SetPredictionLossFunction sets the loss function based on which a precise classification (predictive point estimate) is computed from the predicted distributions over class labels (see Prediction). There are four options:
- ZeroOne - the 0/1 loss function is equivalent to choosing the mode of the predicted distribution as a point estimate. Use this loss function to minimize mean classification error. ZeroOne is the default loss function.
- Squared - the squared or quadratic loss function is equivalent to choosing the mean of the predicted distribution as a point estimate. Use this loss function to minimize mean squared error on class labels which have an inherent ordering. Note, however, that such an ordering violates the assumptions underlying the Bayes Point Machine classifiers (more here). Moreover, the Squared option is available only if labels are supplied via a native data format mapping. Otherwise you need to specify a custom squared loss function.
- Absolute - the absolute loss function is equivalent to choosing the median of the predicted distribution as a point estimate. Use this loss function to minimize mean absolute error on class labels which have an inherent ordering. Note, however, that such an ordering violates the assumptions underlying the Bayes Point Machine classifiers (more here). Moreover, the Absolute option is available only if labels are supplied via a native data format mapping. Otherwise you need to specify a custom absolute loss function.
- Custom - a custom loss function can be specified if none of the above loss functions satisfy your specific needs (in medical diagnosis, for instance, classification loss is often judged to be asymmetric). Using a custom loss function may slow down point prediction (i.e. the Predict method).

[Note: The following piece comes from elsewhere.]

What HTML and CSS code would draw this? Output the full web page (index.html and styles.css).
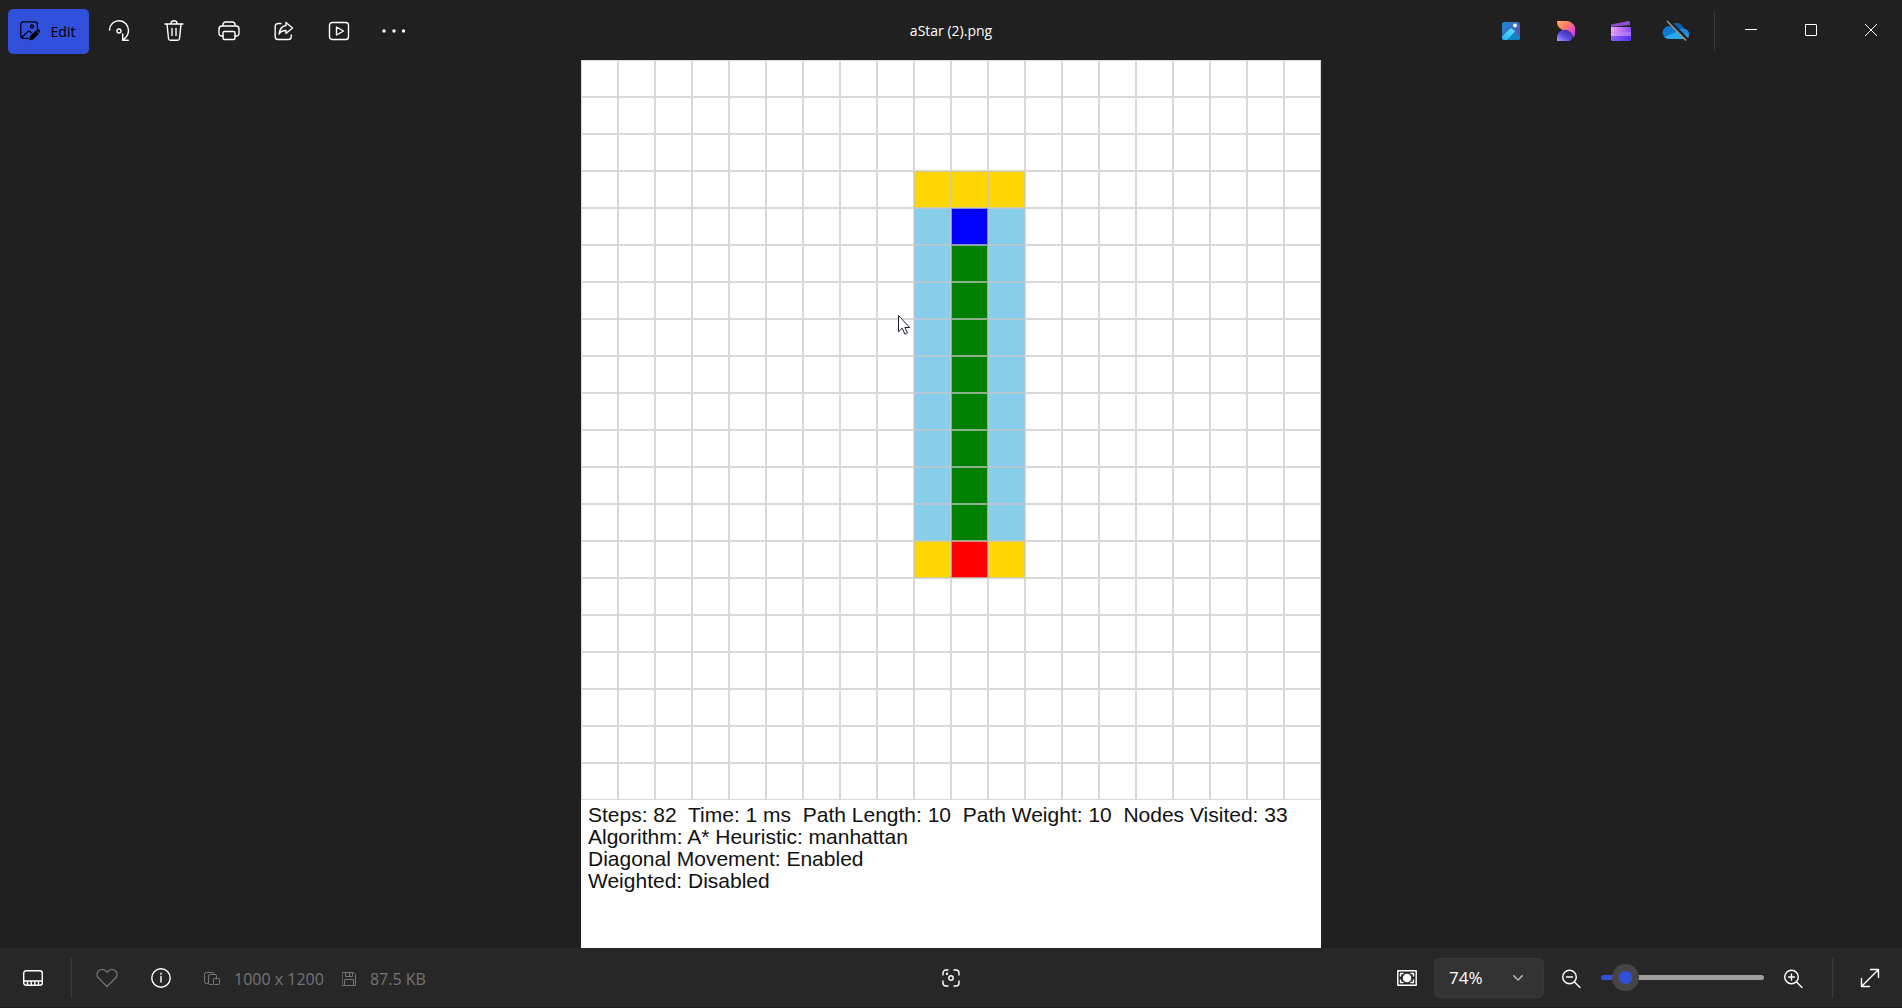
FILE: index.html
```html
<!DOCTYPE html>
<html lang="en">
<head>
<meta charset="utf-8">
<title>aStar (2).png</title>
<link rel="stylesheet" href="styles.css">
</head>
<body>
<header class="topbar">
  <div class="tools">
    <button class="edit" type="button">
      <svg width="20" height="20" viewBox="0 0 20 20" fill="none" stroke="currentColor" stroke-width="1.3" stroke-linecap="round" stroke-linejoin="round"><path d="M8 17.3H3.4a2.6 2.6 0 0 1-2.6-2.6V3.400a2.600 2.600 0 0 1 2.600-2.600h11.300a2.600 2.600 0 0 1 2.600 2.600V7M2 16.300l5.800-5.700q1.200-1 2.400 0l1.300 1.300"/><circle cx="12" cy="5.500" r="1.500"/><path d="M9.800 18.700l.8-3.200 5-5 2.400 2.400-5 5zM17 9.200l1.200-.7 1.400 1.400-.7 1.200z" fill="currentColor"/></svg>
      <span>Edit</span>
    </button>
    <button class="icon" type="button" aria-label="Rotate"><svg width="22" height="22" viewBox="0 0 22 22"><path d="M1.500 10A9.500 9.500 0 0 1 20.500 10.500c0 4-2 7-5.500 9.300M14.700 14v6.300h5.600"/><circle cx="11" cy="11" r="2"/></svg></button>
    <button class="icon" type="button" aria-label="Delete"><svg width="20" height="22" viewBox="0 0 20 22"><path d="M1 4h18M7 3.800a3 3 0 0 1 6 0M3 4l1.500 14.500a2 2 0 0 0 2 1.800h7a2 2 0 0 0 2-1.800L17 4M8 8.500v7M12 8.500v7"/></svg></button>
    <button class="icon" type="button" aria-label="Print"><svg width="22" height="20" viewBox="0 0 22 20"><path d="M5 15H3.500a2.500 2.500 0 0 1-2.500-2.500V8a3 3 0 0 1 3-3h14a3 3 0 0 1 3 3v4.500a2.500 2.500 0 0 1-2.500 2.500H17M5 5V3.500A2.500 2.500 0 0 1 7.500 1h7A2.500 2.500 0 0 1 17 3.500V5"/><rect x="5" y="10.500" width="12" height="8" rx="1.500"/></svg></button>
    <button class="icon" type="button" aria-label="Share"><svg width="20" height="20" viewBox="0 0 20 20"><path d="M7 2.500H4A2.800 2.800 0 0 0 1.200 5.300v10.400A2.800 2.800 0 0 0 4 18.500h10.400a2.800 2.800 0 0 0 2.800-2.800V14M12 1.500l6.500 5.500-6.500 5.500V9.500q-4.500-.3-7 3.500 1-7.500 7-8.500z"/></svg></button>
    <button class="icon" type="button" aria-label="Slideshow"><svg width="22" height="20" viewBox="0 0 22 20"><rect x="1.500" y="1.500" width="19" height="17" rx="2.800"/><path d="M8.500 6v8l7-4z"/></svg></button>
    <button class="icon" type="button" aria-label="See more"><svg width="24" height="6" viewBox="0 0 24 6"><g fill="currentColor" stroke="none"><circle cx="2" cy="3" r="1.700"/><circle cx="12" cy="3" r="1.700"/><circle cx="21.500" cy="3" r="1.700"/></g></svg></button>
  </div>
  <h1 class="title">aStar (2).png</h1>
  <div class="windowside">
    <button class="icon" type="button" aria-label="Photos app"><svg class="art" width="18" height="18" viewBox="0 0 18 18"><defs><linearGradient id="sky" x1="0" y1="0" x2="1" y2="1"><stop stop-color="#1b91dc"/><stop offset=".55" stop-color="#4262b3"/><stop offset="1" stop-color="#7844ad"/></linearGradient><linearGradient id="hill" x1="0" y1="1" x2="1" y2="0"><stop stop-color="#1db3ed"/><stop offset="1" stop-color="#61e3ff"/></linearGradient><clipPath id="tile"><rect width="18" height="18" rx="2.500"/></clipPath></defs><g clip-path="url(#tile)"><path fill="url(#sky)" d="M0 0h18v18H0z"/><path fill="#087cc6" d="M3 18 11 9.800 18 15.500V18z"/><path fill="url(#hill)" d="M0 14.500 8 6.800q1-1 2 0l3.300 2.800L5 18H0z"/><path fill="#1485cc" d="m5 18 8-8 5 4.500V18z"/><circle cx="13" cy="3.500" r="1.900" fill="#fff"/></g></svg></button>
    <button class="icon" type="button" aria-label="Designer"><svg class="art" width="19" height="22" viewBox="0 0 19 22"><defs><linearGradient id="petal" x1="0" y1="0" x2="1" y2="1"><stop stop-color="#ffb35a"/><stop offset=".4" stop-color="#ff776e"/><stop offset=".75" stop-color="#dd45da"/><stop offset="1" stop-color="#8c42f0"/></linearGradient><linearGradient id="leaf" x1="0" y1="1" x2="1" y2="0"><stop stop-color="#a79aff"/><stop offset=".5" stop-color="#5546db"/><stop offset="1" stop-color="#30289b"/></linearGradient></defs><path fill="url(#petal)" d="M1 1h8a10 10 0 0 1 8 17q0-5-5-6.500C5 10 1 8 1 1z"/><path fill="url(#leaf)" d="M1 21v-3a7.500 7.500 0 0 1 15.500-1q0 3-4 4z"/></svg></button>
    <button class="icon" type="button" aria-label="Clipchamp"><svg class="art" width="20" height="20" viewBox="0 0 20 20"><defs><linearGradient id="clip" x1="0" y1="0" x2="1" y2="0"><stop stop-color="#f0a3fa"/><stop offset="1" stop-color="#874cf0"/></linearGradient><linearGradient id="clipbase" x1="0" y1="0" x2="1" y2="0"><stop stop-color="#8a60ff"/><stop offset="1" stop-color="#562ee8"/></linearGradient></defs><path fill="#8d4cd2" d="M0 3.500 17.500 0q1.500 0 1.500 1.500V4L0 6z"/><path fill="url(#clip)" d="M0 6h20v9H0z"/><path fill="#bc83fa" d="M0 11h20v4H6v-3H0z" opacity=".6"/><path fill="url(#clipbase)" d="M0 15h20v3.500q0 1.500-1.500 1.500h-17Q0 20 0 18.500z"/></svg></button>
    <button class="icon" type="button" aria-label="OneDrive is off"><svg class="art" width="28" height="22" viewBox="0 0 28 22"><path fill="#0a61b5" d="M8 8a7 7 0 0 1 13-1l2 2-9 7z"/><path fill="#0b7ad1" d="M2 16.500A6.500 6.500 0 0 1 9.500 6.500q4.500 1 7 5.500L5 18.500q-2-.5-3-2z"/><path fill="#168adc" d="M15 12q3-5 8-3a5 5 0 0 1 3 8z"/><path fill="#28a8ea" d="M2.500 17 15 11.500l12 4q-.5 3.500-4 3.500H7q-3 0-4.500-2z"/><path d="m6 0 20 20" stroke="#202020" stroke-width="3"/><path d="m5 1 19 19.500" stroke="#969290" stroke-width="1.700"/></svg></button>
    <span class="rule"></span>
    <button class="winbtn" type="button" aria-label="Minimize"><svg width="12" height="12" viewBox="0 0 12 12"><path d="M0 5.500h12"/></svg></button>
    <button class="winbtn" type="button" aria-label="Maximize"><svg width="12" height="12" viewBox="0 0 12 12"><rect x=".5" y=".5" width="11" height="11" rx=".5"/></svg></button>
    <button class="winbtn" type="button" aria-label="Close"><svg width="12" height="12" viewBox="0 0 12 12"><path d="m.3.3 11.400 11.400M11.700.3.3 11.700"/></svg></button>
  </div>
</header>

<main class="stage">
  <figure class="photo">
    <svg class="board" viewBox="0 0 740 740" role="img" aria-label="A* path on a grid of 20 by 20 cells">
      <defs><pattern id="grid" width="37" height="37" patternUnits="userSpaceOnUse"><path d="M0 0h37v37H0z" fill="none" stroke="#c8c8c8" stroke-opacity=".7" stroke-width="2"/></pattern></defs>
      <path fill="#ffd700" d="M333 111h111v37H333zM333 481h111v37H333z"/>
      <path fill="#87ceeb" d="M333 148h111v333H333z"/>
      <path fill="#008000" d="M370 185h37v296h-37z"/>
      <path fill="#00f" d="M370 148h37v37h-37z"/>
      <path fill="#f00" d="M370 481h37v37h-37z"/>
      <path fill="url(#grid)" d="M0 0h740v740H0z"/>
      <path d="M317.500 255.500v16.300l3.700-3.600 2.600 5.800q1.800.3 2.600-1l-2.500-5.500h4.800z" fill="#fff" stroke="#1b1b2c" stroke-width="1"/>
    </svg>
    <figcaption class="stats">
      <p>Steps: 82&nbsp; Time: 1 ms&nbsp; Path Length: 10&nbsp; Path Weight: 10&nbsp; Nodes Visited: 33</p>
      <p>Algorithm: A* Heuristic: manhattan</p>
      <p>Diagonal Movement: Enabled</p>
      <p>Weighted: Disabled</p>
    </figcaption>
  </figure>
</main>

<footer class="bottombar">
  <div class="info">
    <button class="icon" type="button" aria-label="Filmstrip"><svg width="20" height="16" viewBox="0 0 20 16"><rect x=".7" y=".7" width="18.600" height="14.600" rx="2.500"/><path d="M1 11h18M4.500 11v4M8.200 11v4M11.800 11v4M15.500 11v4"/></svg></button>
    <span class="rule"></span>
    <button class="icon dim" type="button" aria-label="Favorite"><svg width="22" height="20" viewBox="0 0 22 20"><path d="M11 18.500 2.500 10A5 5 0 0 1 9.500 2.800L11 4.300l1.500-1.500a5 5 0 0 1 7 7.200z"/></svg></button>
    <button class="icon" type="button" aria-label="File info"><svg width="20" height="20" viewBox="0 0 20 20"><circle cx="10" cy="10" r="9.200"/><path d="M10 8.500V14M10 5.300v1"/></svg></button>
    <span class="meta size"><svg width="16" height="14" viewBox="0 0 16 14"><path d="M4 11.500H2.500a2 2 0 0 1-2-2v-7a2 2 0 0 1 2-2h6q2 0 2 2M8.500 12.500H6a1.500 1.500 0 0 1-1.500-1.500V4A1.500 1.500 0 0 1 6 2.500h5A1.500 1.500 0 0 1 12.500 4v1.500"/><rect x="9.500" y="6.500" width="6" height="6" rx="1"/></svg>1000 x 1200</span>
    <span class="meta"><svg width="14" height="14" viewBox="0 0 14 14"><path d="M.5.5h11l2 2v11H.5zM3.500.5v4h7v-4M7.500 1v2.500M2.500 13V7.500h9V13"/></svg>87.5 KB</span>
  </div>
  <button class="icon" type="button" aria-label="Visual search"><svg width="18" height="18" viewBox="0 0 18 18"><path d="M1 6V4a3 3 0 0 1 3-3h2M12 1h2a3 3 0 0 1 3 3v2M17 12v2a3 3 0 0 1-3 3h-2M6 17H4a3 3 0 0 1-3-3v-2"/><circle cx="9" cy="9" r="2.200"/><circle cx="5" cy="4.800" r=".5"/></svg></button>
  <div class="zoom">
    <button class="icon" type="button" aria-label="Zoom to fit"><svg width="20" height="16" viewBox="0 0 20 16"><rect x=".8" y=".8" width="18.400" height="14.400"/><path d="M3.500 6V3.500H6M14 3.500h2.500V6M16.500 10v2.500H14M6 12.500H3.500V10"/><circle cx="10" cy="8" r="3.600" fill="currentColor"/></svg></button>
    <label class="level" aria-label="Zoom level"><select><option>74%</option><option>100%</option></select><svg width="10" height="6" viewBox="0 0 10 6"><path d="m.7.700 4.300 4.300L9.300.7"/></svg></label>
    <button class="icon slim" type="button" aria-label="Zoom out"><svg width="20" height="20" viewBox="0 0 20 20"><circle cx="8.500" cy="9" r="6.800"/><path d="m13.500 14 5.500 5.500M5.500 9h6"/></svg></button>
    <input class="slider" type="range" min="0" max="100" value="8" aria-label="Zoom">
    <button class="icon slim" type="button" aria-label="Zoom in"><svg width="20" height="20" viewBox="0 0 20 20"><circle cx="8.500" cy="9" r="6.800"/><path d="m13.500 14 5.500 5.500M5.500 9h6M8.500 6v6"/></svg></button>
    <span class="rule"></span>
    <button class="icon" type="button" aria-label="Full screen"><svg width="20" height="20" viewBox="0 0 20 20"><path d="M10.500 1.500h8v8M18.500 1.500l-17 17M1.500 10.500v8h8"/></svg></button>
  </div>
</footer>
</body>
</html>
```
FILE: styles.css
```css
* {
  box-sizing: border-box;
}

body {
  margin: 0;
  height: 100vh;
  display: flex;
  flex-direction: column;
  background: #202020;
  color: #fff;
  font-family: "Open Sans", "Noto Sans", sans-serif;
  font-size: 14px;
}

button {
  padding: 0;
  border: 0;
  background: none;
  color: inherit;
  font: inherit;
}

svg {
  display: block;
  flex: none;
}

.icon svg:not(.art),
.winbtn svg,
.meta svg,
.level svg {
  fill: none;
  stroke: currentColor;
  stroke-width: 1.4;
  stroke-linecap: round;
  stroke-linejoin: round;
}

.topbar,
.bottombar {
  flex: none;
  display: grid;
  grid-template-columns: 1fr auto 1fr;
  align-items: center;
  height: 60px;
}

.tools,
.windowside,
.info,
.zoom {
  display: flex;
  align-items: center;
}

.icon {
  width: 50px;
  height: 40px;
  display: flex;
  align-items: center;
  justify-content: center;
}

.rule {
  width: 1px;
  height: 40px;
  background: #3a3a3a;
}

/* Top bar */

.topbar {
  padding-top: 1px;
}

.tools {
  padding-left: 8px;
}

.tools .icon,
.windowside .icon {
  width: 55px;
}

.edit {
  width: 81px;
  height: 45px;
  margin-right: 2px;
  padding-right: 2px;
  border-radius: 5px;
  background: #3050dc;
  color: #000;
  display: flex;
  align-items: center;
  justify-content: center;
  gap: 11px;
}

.title {
  margin: 0;
  font-size: 14px;
  font-weight: 400;
  line-height: 20px;
}

.windowside {
  justify-content: flex-end;
  padding-right: 1px;
}

.windowside .rule {
  margin: 0 6px 0 11px;
}

.winbtn {
  width: 60px;
  height: 60px;
  padding-bottom: 2px;
  display: flex;
  align-items: center;
  justify-content: center;
}

.winbtn svg {
  stroke-width: 1;
}

/* Picture */

.stage {
  flex: 1;
  min-height: 0;
  display: flex;
  justify-content: center;
}

.photo {
  height: 100%;
  aspect-ratio: 1000 / 1200;
  margin: 0;
  background: #fff;
  overflow: hidden;
}

.board {
  width: 100%;
}

.stats {
  padding: 4px 7px;
  color: #111;
  font-family: "Liberation Sans", Arial, sans-serif;
  font-size: 21px;
  line-height: 22px;
  white-space: nowrap;
}

.stats p {
  margin: 0;
}

/* Bottom bar */

.bottombar {
  background: #272727;
  border-bottom: 1px solid #1c1a1b;
}

.info {
  padding-left: 8px;
}

.info .rule {
  margin: 0 10px 0 13px;
}

.dim {
  margin-right: 4px;
  color: #707070;
}

.meta {
  display: flex;
  align-items: center;
  gap: 14px;
  padding-top: 2px;
  color: #757575;
  font-size: 16px;
}

.size {
  margin: 0 18px;
}

.meta svg {
  stroke-width: 1;
}

.zoom {
  justify-content: flex-end;
  padding-right: 7px;
}

.level {
  display: grid;
  align-items: center;
  width: 110px;
  height: 40px;
  margin: 0 7px 0 2px;
}

.level > * {
  grid-area: 1 / 1;
}

.level select {
  width: 100%;
  height: 100%;
  padding: 0 14px;
  appearance: none;
  border: 1px solid #393939;
  border-radius: 5px;
  background: #333;
  color: #fff;
  font: inherit;
  font-size: 17px;
}

.level svg {
  justify-self: end;
  margin-right: 21px;
  color: #bbb;
  pointer-events: none;
}

.slim {
  width: 40px;
}

.slider {
  width: 163px;
  height: 28px;
  margin: 0 9px 0 10px;
  appearance: none;
  background: none;
}

.slider::-webkit-slider-runnable-track {
  height: 5px;
  border-radius: 3px;
  background: linear-gradient(to right, #3050dc 16%, #9c9c9c 16%);
}

.slider::-webkit-slider-thumb {
  appearance: none;
  width: 27px;
  height: 27px;
  margin-top: -11px;
  border-radius: 50%;
  background: radial-gradient(circle, #3050dc 6px, #454545 7px);
}

.zoom .rule {
  margin: 0 12px 0 19px;
}
```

The following prediction setting only applies to the multi-class Bayes Point Machine classifier:

IterationCount sets the number of prediction algorithm iterations to be run. In multi-class classification, the message-passing algorithm (Expectation Propagation) needs to iterate a small number of times over the prediction data. Typically, this number varies between 2 and 10. As in the case of the training algorithm, the higher the number of prediction iterations, the more accurate the predictions; however, prediction will be slower.

Events

The Bayes Point Machine classifiers can provide (limited) diagnostic information about the progress of the training algorithm via the IterationChanged event. Listening to this event gives you access to the posterior distributions over weights after the training algorithm has completed an iteration over the training set. Especially if there are many features (and thus weights) or classes, attaching a handler to this event comes at a cost as the weights need to be copied. However, in rare cases the Bayes Point Machine classifiers may exhibit relatively poor performance. In such a case, it is often informative to look at the change in posterior weight distributions over time and see whether there is a problem with convergence of the training algorithm.

Handlers attached to the IterationChanged event will not be serialized when saving the Bayes Point Machine classifiers.